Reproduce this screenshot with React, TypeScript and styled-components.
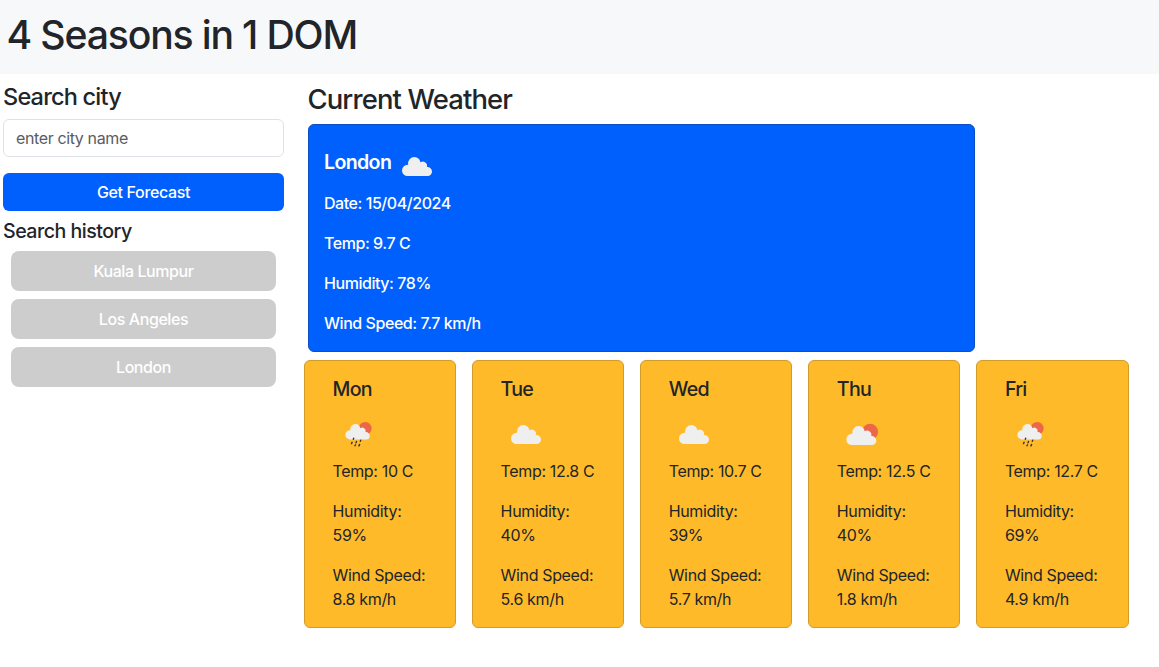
import React from "react";
import styled, { createGlobalStyle } from "styled-components";

const GlobalStyle = createGlobalStyle`
  *, *::before, *::after { box-sizing: border-box; }
  body {
    margin: 0;
    background: #fff;
    color: #212529;
    font-family: Inter, "Liberation Sans", sans-serif;
    font-size: 16px;
    line-height: 24px;
    letter-spacing: -0.35px;
  }
  h1, h2, h3, h4, h5, p { margin: 0; font-weight: 550; white-space: nowrap; }
  p { font-weight: 420; }
`;

const Header = styled.header`
  height: 74px;
  padding: 11px 6.5px;
  background: #f7f8fa;
`;

const PageTitle = styled.h1`
  font-size: 39.2px;
  line-height: 48px;
  letter-spacing: -1.18px;
`;

const Layout = styled.div`
  display: flex;
  padding-top: 8px;
`;

const Sidebar = styled.aside`
  width: 287px;
  padding: 0 3px;
  margin-right: 17px;
`;

const Heading = styled.h3<{ $size: number; $line: number; $track: number }>`
  font-size: ${(p) => p.$size}px;
  line-height: ${(p) => p.$line}px;
  letter-spacing: ${(p) => p.$track}px;
`;

const SearchForm = styled.form`
  display: flex;
  flex-direction: column;
  gap: 16px;
  margin: 8px 0;
`;

const CityInput = styled.input`
  height: 38px;
  padding: 6px 12px;
  border: 1px solid #dee2e6;
  border-radius: 6px;
  font: inherit;
  letter-spacing: inherit;
  outline: none;
  &::placeholder { color: #595c5f; opacity: 1; letter-spacing: -0.38px; }
`;

const SubmitButton = styled.button`
  height: 38px;
  border: 0;
  border-radius: 6px;
  background: #0060fd;
  color: #fff;
  font: inherit;
  font-weight: 450;
  letter-spacing: inherit;
`;

const HistoryList = styled.div`
  display: flex;
  flex-direction: column;
  gap: 8px;
  padding: 8px;
`;

const HistoryButton = styled.button`
  height: 40px;
  border: 0;
  border-radius: 8px;
  background: #cdcdcd;
  color: #fff;
  font: inherit;
  font-weight: 450;
  letter-spacing: -0.42px;
`;

const Main = styled.main`
  width: 824.5px;
`;

const Current = styled.section`
  padding-left: 4px;
`;

const CurrentHeading = styled(Heading)`
  margin-left: -0.5px;
`;

const CurrentCard = styled.div`
  width: 667px;
  height: 228px;
  margin-top: 8px;
  padding: 16px 15px;
  border: 1px solid #0a50c4;
  border-radius: 6px;
  background: #0060fd;
  color: #fff;

  p { font-weight: 470; letter-spacing: -0.45px; }
`;

const CityRow = styled.div`
  display: flex;
  align-items: flex-start;
  height: 50px;
`;

const CityName = styled.h5`
  width: 68px;
  font-size: 19.6px;
  line-height: 42px;
  letter-spacing: -0.65px;
  font-weight: 600;
`;

const Readings = styled.div`
  display: flex;
  flex-direction: column;
  gap: 16px;
`;

const Forecast = styled.section`
  display: grid;
  grid-template-columns: repeat(5, 1fr);
  gap: 16px;
  margin-top: 8px;
`;

const DayCard = styled.article`
  height: 268px;
  padding: 16px 0 16px 27.5px;
  border: 1px solid #d29c2c;
  border-radius: 6px;
  background: #ffba2a;
`;

const DayIcon = styled.div`
  height: 50px;
  margin: 8px 0 0 0.5px;
`;

const Icon = styled.svg`
  display: block;
  width: 50px;
  height: 50px;
`;

type Sky = "cloud" | "sun" | "rain";

const CloudShape = () => (
  <path
    fill="#efefef"
    d="M15.6 35.1A5.7 5.7 0 0 1 10 29.5A5.7 5.7 0 0 1 16.1 23.8A6.4 6.4 0 0 1 22.4 16.1A6.5 6.5 0 0 1 28.4 21.3A4.3 4.3 0 0 1 34.9 26.1A4.5 4.5 0 0 1 40 30.6A4.5 4.5 0 0 1 35.6 35.1Z"
  />
);

const WeatherIcon = ({ sky }: { sky: Sky }) => (
  <Icon viewBox="0 0 50 50" aria-hidden="true">
    {sky === "cloud" && <CloudShape />}
    {sky === "sun" && (
      <>
        <circle cx="33.1" cy="22.8" r="8" fill="#ec6748" />
        <g transform="translate(-0.7 1)">
          <CloudShape />
        </g>
      </>
    )}
    {sky === "rain" && (
      <>
        <circle cx="32.2" cy="19.4" r="6.4" fill="#ec6748" />
        <g transform="translate(4.3 2) scale(0.81)">
          <CloudShape />
        </g>
        <path
          d="M20.7 29.2L20.3 30.3M19.1 33.3L18.5 34.6M23.5 32.5L23 33.8M27.7 31.2L27.3 32.2M22.5 35.8L22 36.8M26.6 35.4L25.9 36.9"
          stroke="#35332f"
          strokeWidth="1.4"
          strokeLinecap="round"
        />
      </>
    )}
  </Icon>
);

const cities = ["Kuala Lumpur", "Los Angeles", "London"];

const days: { day: string; sky: Sky; temp: string; humidity: string; wind: string }[] = [
  { day: "Mon", sky: "rain", temp: "10", humidity: "59", wind: "8.8" },
  { day: "Tue", sky: "cloud", temp: "12.8", humidity: "40", wind: "5.6" },
  { day: "Wed", sky: "cloud", temp: "10.7", humidity: "39", wind: "5.7" },
  { day: "Thu", sky: "sun", temp: "12.5", humidity: "40", wind: "1.8" },
  { day: "Fri", sky: "rain", temp: "12.7", humidity: "69", wind: "4.9" },
];

export default function App() {
  return (
    <>
      <GlobalStyle />
      <Header>
        <PageTitle>4 Seasons in 1 DOM</PageTitle>
      </Header>
      <Layout>
        <Sidebar>
          <Heading $size={23.5} $line={29} $track={-0.8}>Search city</Heading>
          <SearchForm onSubmit={(e) => e.preventDefault()}>
            <CityInput placeholder="enter city name" />
            <SubmitButton>Get Forecast</SubmitButton>
          </SearchForm>
          <Heading as="h4" $size={19.6} $line={24} $track={-0.5}>Search history</Heading>
          <HistoryList>
            {cities.map((c) => (
              <HistoryButton key={c}>{c}</HistoryButton>
            ))}
          </HistoryList>
        </Sidebar>
        <Main>
          <Current>
            <CurrentHeading as="h2" $size={27.4} $line={34} $track={-0.85}>Current Weather</CurrentHeading>
            <CurrentCard>
              <CityRow>
                <CityName>London</CityName>
                <WeatherIcon sky="cloud" />
              </CityRow>
              <Readings>
                <p>Date: 15/04/2024</p>
                <p>Temp: 9.7 C</p>
                <p>Humidity: 78%</p>
                <p>Wind Speed: 7.7 km/h</p>
              </Readings>
            </CurrentCard>
          </Current>
          <Forecast>
            {days.map((d) => (
              <DayCard key={d.day}>
                <Heading as="h5" $size={19.6} $line={24} $track={-0.7}>{d.day}</Heading>
                <DayIcon>
                  <WeatherIcon sky={d.sky} />
                </DayIcon>
                <Readings>
                  <p>Temp: {d.temp} C</p>
                  <p>Humidity:<br />{d.humidity}%</p>
                  <p>Wind Speed:<br />{d.wind} km/h</p>
                </Readings>
              </DayCard>
            ))}
          </Forecast>
        </Main>
      </Layout>
    </>
  );
}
══════════
### Task details
The listing above must be printed again exactly, minus its pictures.

### Full solution
Reproduce this screenshot with React, TypeScript and styled-components.
import React from "react";
import styled, { createGlobalStyle } from "styled-components";

const GlobalStyle = createGlobalStyle`
  *, *::before, *::after { box-sizing: border-box; }
  body {
    margin: 0;
    background: #fff;
    color: #212529;
    font-family: Inter, "Liberation Sans", sans-serif;
    font-size: 16px;
    line-height: 24px;
    letter-spacing: -0.35px;
  }
  h1, h2, h3, h4, h5, p { margin: 0; font-weight: 550; white-space: nowrap; }
  p { font-weight: 420; }
`;

const Header = styled.header`
  height: 74px;
  padding: 11px 6.5px;
  background: #f7f8fa;
`;

const PageTitle = styled.h1`
  font-size: 39.2px;
  line-height: 48px;
  letter-spacing: -1.18px;
`;

const Layout = styled.div`
  display: flex;
  padding-top: 8px;
`;

const Sidebar = styled.aside`
  width: 287px;
  padding: 0 3px;
  margin-right: 17px;
`;

const Heading = styled.h3<{ $size: number; $line: number; $track: number }>`
  font-size: ${(p) => p.$size}px;
  line-height: ${(p) => p.$line}px;
  letter-spacing: ${(p) => p.$track}px;
`;

const SearchForm = styled.form`
  display: flex;
  flex-direction: column;
  gap: 16px;
  margin: 8px 0;
`;

const CityInput = styled.input`
  height: 38px;
  padding: 6px 12px;
  border: 1px solid #dee2e6;
  border-radius: 6px;
  font: inherit;
  letter-spacing: inherit;
  outline: none;
  &::placeholder { color: #595c5f; opacity: 1; letter-spacing: -0.38px; }
`;

const SubmitButton = styled.button`
  height: 38px;
  border: 0;
  border-radius: 6px;
  background: #0060fd;
  color: #fff;
  font: inherit;
  font-weight: 450;
  letter-spacing: inherit;
`;

const HistoryList = styled.div`
  display: flex;
  flex-direction: column;
  gap: 8px;
  padding: 8px;
`;

const HistoryButton = styled.button`
  height: 40px;
  border: 0;
  border-radius: 8px;
  background: #cdcdcd;
  color: #fff;
  font: inherit;
  font-weight: 450;
  letter-spacing: -0.42px;
`;

const Main = styled.main`
  width: 824.5px;
`;

const Current = styled.section`
  padding-left: 4px;
`;

const CurrentHeading = styled(Heading)`
  margin-left: -0.5px;
`;

const CurrentCard = styled.div`
  width: 667px;
  height: 228px;
  margin-top: 8px;
  padding: 16px 15px;
  border: 1px solid #0a50c4;
  border-radius: 6px;
  background: #0060fd;
  color: #fff;

  p { font-weight: 470; letter-spacing: -0.45px; }
`;

const CityRow = styled.div`
  display: flex;
  align-items: flex-start;
  height: 50px;
`;

const CityName = styled.h5`
  width: 68px;
  font-size: 19.6px;
  line-height: 42px;
  letter-spacing: -0.65px;
  font-weight: 600;
`;

const Readings = styled.div`
  display: flex;
  flex-direction: column;
  gap: 16px;
`;

const Forecast = styled.section`
  display: grid;
  grid-template-columns: repeat(5, 1fr);
  gap: 16px;
  margin-top: 8px;
`;

const DayCard = styled.article`
  height: 268px;
  padding: 16px 0 16px 27.5px;
  border: 1px solid #d29c2c;
  border-radius: 6px;
  background: #ffba2a;
`;

const DayIcon = styled.div`
  height: 50px;
  margin: 8px 0 0 0.5px;
`;

const Icon = styled.svg`
  display: block;
  width: 50px;
  height: 50px;
`;

type Sky = "cloud" | "sun" | "rain";

const CloudShape = () => (
  <path
    fill="#efefef"
    d="M15.6 35.1A5.7 5.7 0 0 1 10 29.5A5.7 5.7 0 0 1 16.1 23.8A6.4 6.4 0 0 1 22.4 16.1A6.5 6.5 0 0 1 28.4 21.3A4.3 4.3 0 0 1 34.9 26.1A4.5 4.5 0 0 1 40 30.6A4.5 4.5 0 0 1 35.6 35.1Z"
  />
);

const WeatherIcon = ({ sky }: { sky: Sky }) => (
  <Icon viewBox="0 0 50 50" aria-hidden="true">
    {sky === "cloud" && <CloudShape />}
    {sky === "sun" && (
      <>
        <circle cx="33.1" cy="22.8" r="8" fill="#ec6748" />
        <g transform="translate(-0.7 1)">
          <CloudShape />
        </g>
      </>
    )}
    {sky === "rain" && (
      <>
        <circle cx="32.2" cy="19.4" r="6.4" fill="#ec6748" />
        <g transform="translate(4.3 2) scale(0.81)">
          <CloudShape />
        </g>
        <path
          d="M20.7 29.2L20.3 30.3M19.1 33.3L18.5 34.6M23.5 32.5L23 33.8M27.7 31.2L27.3 32.2M22.5 35.8L22 36.8M26.6 35.4L25.9 36.9"
          stroke="#35332f"
          strokeWidth="1.4"
          strokeLinecap="round"
        />
      </>
    )}
  </Icon>
);

const cities = ["Kuala Lumpur", "Los Angeles", "London"];

const days: { day: string; sky: Sky; temp: string; humidity: string; wind: string }[] = [
  { day: "Mon", sky: "rain", temp: "10", humidity: "59", wind: "8.8" },
  { day: "Tue", sky: "cloud", temp: "12.8", humidity: "40", wind: "5.6" },
  { day: "Wed", sky: "cloud", temp: "10.7", humidity: "39", wind: "5.7" },
  { day: "Thu", sky: "sun", temp: "12.5", humidity: "40", wind: "1.8" },
  { day: "Fri", sky: "rain", temp: "12.7", humidity: "69", wind: "4.9" },
];

export default function App() {
  return (
    <>
      <GlobalStyle />
      <Header>
        <PageTitle>4 Seasons in 1 DOM</PageTitle>
      </Header>
      <Layout>
        <Sidebar>
          <Heading $size={23.5} $line={29} $track={-0.8}>Search city</Heading>
          <SearchForm onSubmit={(e) => e.preventDefault()}>
            <CityInput placeholder="enter city name" />
            <SubmitButton>Get Forecast</SubmitButton>
          </SearchForm>
          <Heading as="h4" $size={19.6} $line={24} $track={-0.5}>Search history</Heading>
          <HistoryList>
            {cities.map((c) => (
              <HistoryButton key={c}>{c}</HistoryButton>
            ))}
          </HistoryList>
        </Sidebar>
        <Main>
          <Current>
            <CurrentHeading as="h2" $size={27.4} $line={34} $track={-0.85}>Current Weather</CurrentHeading>
            <CurrentCard>
              <CityRow>
                <CityName>London</CityName>
                <WeatherIcon sky="cloud" />
              </CityRow>
              <Readings>
                <p>Date: 15/04/2024</p>
                <p>Temp: 9.7 C</p>
                <p>Humidity: 78%</p>
                <p>Wind Speed: 7.7 km/h</p>
              </Readings>
            </CurrentCard>
          </Current>
          <Forecast>
            {days.map((d) => (
              <DayCard key={d.day}>
                <Heading as="h5" $size={19.6} $line={24} $track={-0.7}>{d.day}</Heading>
                <DayIcon>
                  <WeatherIcon sky={d.sky} />
                </DayIcon>
                <Readings>
                  <p>Temp: {d.temp} C</p>
                  <p>Humidity:<br />{d.humidity}%</p>
                  <p>Wind Speed:<br />{d.wind} km/h</p>
                </Readings>
              </DayCard>
            ))}
          </Forecast>
        </Main>
      </Layout>
    </>
  );
}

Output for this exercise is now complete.